En cuanto a los roles tradicionales de la mujer, vinculados al cuidado de ancianos y enfermos y a la crianza de los niños, se han visto seriamente trastornados, en la medida en que tampoco han pasado a ser compartidos con los hombres. Se han convertido, entonces, una carga de la que nadie tiene muchas ganas de asumir, y que es traspasada a instituciones de educación y cuidado a las que prestamos poca atención como sociedad.

En tanto, los resultados de la transformación del vínculo tradicional entre los sexos es procesado, muchas veces, mediante la violencia doméstica. El hombre, al ver relativizado su dominio en el ámbito público educacional, económico, político y sexual, recurre muchas veces a la fuerza física privada para imponer su voluntad. La agresión y los homicidios contra la mujer -hoy llamados “femicidios”- se han vuelto, así, un problema grave que atraviesa todas las clases sociales.

Pero que muchos problemas sean compartidos por las mujeres de todas las clases sociales no significa que la violencia adquiera formas e intensidades diferentes entre ellas. La mujer pobre, al igual que sus hijos, se encuentra expuesta a formas particularmente radicales, intensas y normalizadas de violencia. Eso significa ser vulnerable. Y también es quien ve más limitadas sus posibilidades de construir espacios de dignidad y voluntad propia. Al mismo tiempo, es quien más invisible resulta para la opinión pública, pues una característica terrible, pero obvia, del hecho de ser débil es no contar con los medios para articular una demanda y hacerse oír por el resto de la sociedad. La perspectiva de la opción preferencial por los débiles, entonces, resulta importante al abordar este problema.

¿Qué hacer frente a estas realidades? Lo primero es aceptar que ningún proyecto político serio puede considerarlas irrelevantes. Decir que estos temas no importan, en este contexto, equivale a mirar hacia el lado frente a situaciones injustas y violentas. Lo siguiente es construir una crítica cultural por fuera tanto del progresismo irreflexivo como del conservadurismo irreflexivo, respecto de las relaciones entre los sexos y de sus roles sociales (pues no es sólo la femineidad aquello que se pone bajo interrogación, sino también la masculinidad).
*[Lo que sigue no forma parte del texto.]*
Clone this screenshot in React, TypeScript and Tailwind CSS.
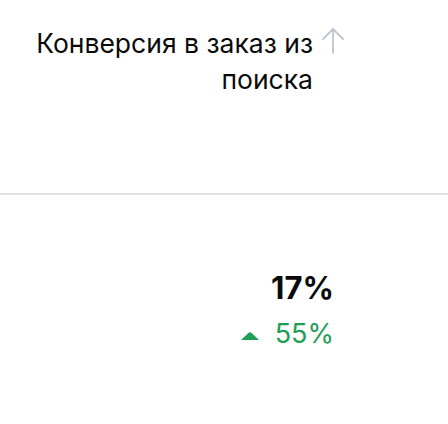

Esta crítica, en buena medida, pasa por volver a poner esta discusión bajo la perspectiva de la integración social -de la subsidiariedad y solidaridad de las instituciones sociales-, y no sólo de los derechos individuales. Después de todo, no es sólo la relación entre los sexos lo que aquí está en juego, sino una de las instituciones fundamentales para la reproducción material y cultural de la sociedad: la familia. Y ninguna visión política puede considerarse seria si es que no aborda en profundidad el asunto familiar, ya que casi todas las instituciones de la sociedad existen en una dependencia recíproca con las familias.

Pensar una sociedad basada en relaciones justas entre hombres y mujeres demanda, entonces, no sólo replantear los roles tradicionalmente asignados a cada uno de los sexos, redistribuir las cargas privadas y construir un espacio público que sea reflejo de este nuevo vínculo de respeto y colaboración, sino también, y muy fundamentalmente, preguntarnos por el lugar y la forma de la familia en la sociedad, y en las condiciones materiales e institucionales que harían posible esa vida familiar.